Several religious and Utopian colonies were founded in the Midwest in the early 1800s: the Mormons and Icarians at Nauvoo, Illinois, the Jansenists at Bishop Hill, Illinois, and the Rappites and Owenites at New Harmony, Indiana, to name a few. In the southern Illinois town of Vandalia a different kind of colony was organized. Ferdinand Ernst, a wealthy German agriculturalist, organized, funded, and conducted a group of nearly one hundred German colonists to Vandalia in 1820. His colony was different from other midwestern groups in a very important aspect: the Germans at Vandalia were not organized around any religious or Utopian principle. They were a group of impoverished Europeans who temporarily obligated themselves to Ernst in exchange for Atlantic passage and settlement in Vandalia. The compassionate vision of Ernst earned him praise from people who observed his leadership. Sadly, the colony's success was short-lived. Ernst encountered a number of difficulties after he and the colonists arrived, and his early death in 1822 hastened the breakup of the group.

Ernst was born about 1784 in the city of Trier in the Rhineland. We do not know the exact date, although 1820 ship records listed his age as 36. We know little of his early life. His father was a wealthy farmer who accumulated several large estate farms for his children. Ferdinand lived on and farmed an estate in the German state of Hanover with his wife, Mary Ann and their three children, Hermann, Rudolf, and Augusta.

By the mid-1810s the Napoleonic wars had left the German states in economic and social crisis. At that time, Germany was not a unified nation, rather it consisted of several small states in a confederation with a fixed social order of peasants, wealthy nobles, and the middle class. In addition to the ancient social classes, growing industrialization divided people between those who remained in the rural areas and those who went to work in industry. Many Germans looked to the United States as an example of political equality, national unity, and economic opportunity, but German rulers actively discouraged movements for political and economic freedom. Many Germans, including many of the rural, impoverished Ernst colonists, hoped that emigration to the United States would solve their problems.

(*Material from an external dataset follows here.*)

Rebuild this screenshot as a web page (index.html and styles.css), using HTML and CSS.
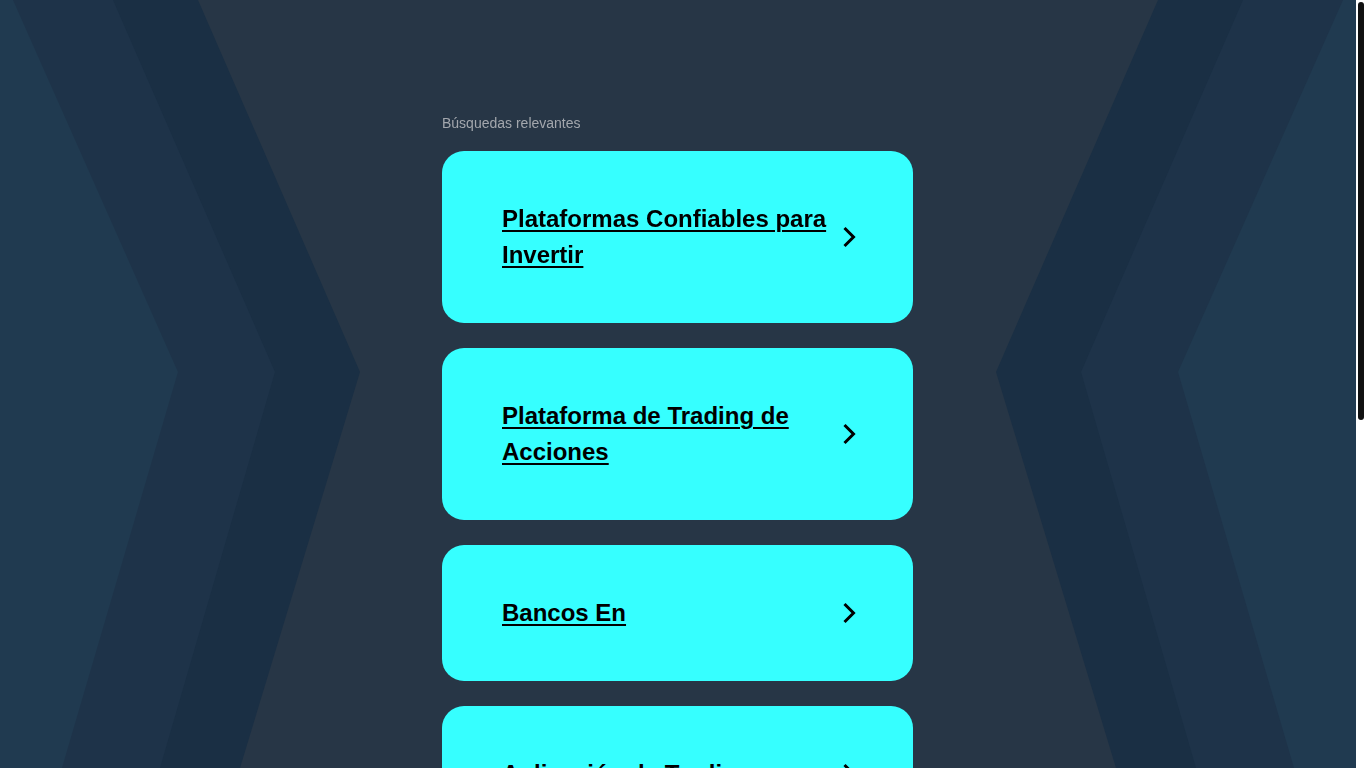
FILE: index.html
```html
<!DOCTYPE html>
<html lang="es">
<head>
<meta charset="utf-8">
<title>Búsquedas relevantes</title>
<link rel="stylesheet" href="styles.css">
</head>
<body>
<svg class="backdrop" viewBox="0 0 1356 768" preserveAspectRatio="none" aria-hidden="true">
  <polygon class="c-inner" points="0,0 198,0 360,372 240,768 0,768"/>
  <polygon class="c-mid" points="0,0 113,0 275,372 160,768 0,768"/>
  <polygon class="c-outer" points="0,0 13,0 178,372 62,768 0,768"/>
  <polygon class="c-inner" points="1356,0 1158,0 996,372 1116,768 1356,768"/>
  <polygon class="c-mid" points="1356,0 1243,0 1081,372 1196,768 1356,768"/>
  <polygon class="c-outer" points="1356,0 1343,0 1178,372 1294,768 1356,768"/>
</svg>
<div class="scrollbar" aria-hidden="true"><div class="scroll-thumb"></div></div>
<main class="page">
  <section class="searches">
    <p class="label">Búsquedas relevantes</p>
    <ul class="list">
      <li><a class="card" href="#"><span class="card-text">Plataformas Confiables para Invertir</span><svg class="arrow" viewBox="0 0 24 24"><polyline points="8.5,3 17.5,12 8.5,21"/></svg></a></li>
      <li><a class="card" href="#"><span class="card-text">Plataforma de Trading de Acciones</span><svg class="arrow" viewBox="0 0 24 24"><polyline points="8.5,3 17.5,12 8.5,21"/></svg></a></li>
      <li><a class="card" href="#"><span class="card-text">Bancos En</span><svg class="arrow" viewBox="0 0 24 24"><polyline points="8.5,3 17.5,12 8.5,21"/></svg></a></li>
      <li><a class="card" href="#"><span class="card-text">Aplicación de Trading</span><svg class="arrow" viewBox="0 0 24 24"><polyline points="8.5,3 17.5,12 8.5,21"/></svg></a></li>
      <li><a class="card" href="#"><span class="card-text">Inversiones en Bolsa</span><svg class="arrow" viewBox="0 0 24 24"><polyline points="8.5,3 17.5,12 8.5,21"/></svg></a></li>
    </ul>
  </section>
</main>
</body>
</html>
```

FILE: styles.css
```css
html {
  background: #273646;
}
body {
  margin: 0;
  font-family: "Liberation Sans", Arial, sans-serif;
  color: #000;
}
.backdrop {
  position: fixed;
  top: 0;
  left: 0;
  width: calc(100% - 10px);
  height: 100vh;
  z-index: -1;
  display: block;
}
.c-inner { fill: #1a2f44; }
.c-mid { fill: #1e3349; }
.c-outer { fill: #203a50; }

.scrollbar {
  position: fixed;
  top: 0;
  right: 0;
  width: 10px;
  height: 100vh;
  background: #ffffff;
  z-index: 10;
}
.scroll-thumb {
  margin: 2px 2px 0;
  height: 418px;
  background: #111111;
  border-radius: 3px;
}

.page {
  display: flex;
  justify-content: center;
  padding: 113px 11px 400px 0;
}
.searches {
  width: 471px;
}
.label {
  margin: 0 0 18px;
  font-size: 14px;
  line-height: 20px;
  color: #a3a7ad;
}
.list {
  list-style: none;
  margin: 0;
  padding: 0;
  display: flex;
  flex-direction: column;
  gap: 25px;
}
.card {
  display: flex;
  align-items: center;
  background: #36ffff;
  border-radius: 22px;
  padding: 50px 53px 50px 60px;
  color: #000;
  text-decoration: none;
}
.card-text {
  flex: 1;
  font-size: 24px;
  font-weight: 700;
  line-height: 36px;
  text-decoration: underline;
  text-decoration-thickness: 2px;
  text-underline-offset: 3px;
}
.arrow {
  width: 24px;
  height: 24px;
  flex: none;
  fill: none;
  stroke: #000;
  stroke-width: 3;
}
```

A very large numbers of Germans emigrated to the United States in the 1830s and 1850s. Many Germans returned home disappointed, but some sent back word of success, fueling the hopes of others. Even as early as the late-1810s, poor harvests and high food prices led many Germans to consider moving to the United States. The Ernst colony was thus an early example of the course taken by many more Germans in the nineteenth-century. As an upper-class person of means, Ernst resolved to assist as many persons as he could by funding their passage to the United States on the condition that they repay the loan through indentured labor. One of Ernst's friends, Ludwig Gall, who was also guided by a compassionate, philanthropic vision, assembled his own colony bound for Harrisburg, Pennsylvania.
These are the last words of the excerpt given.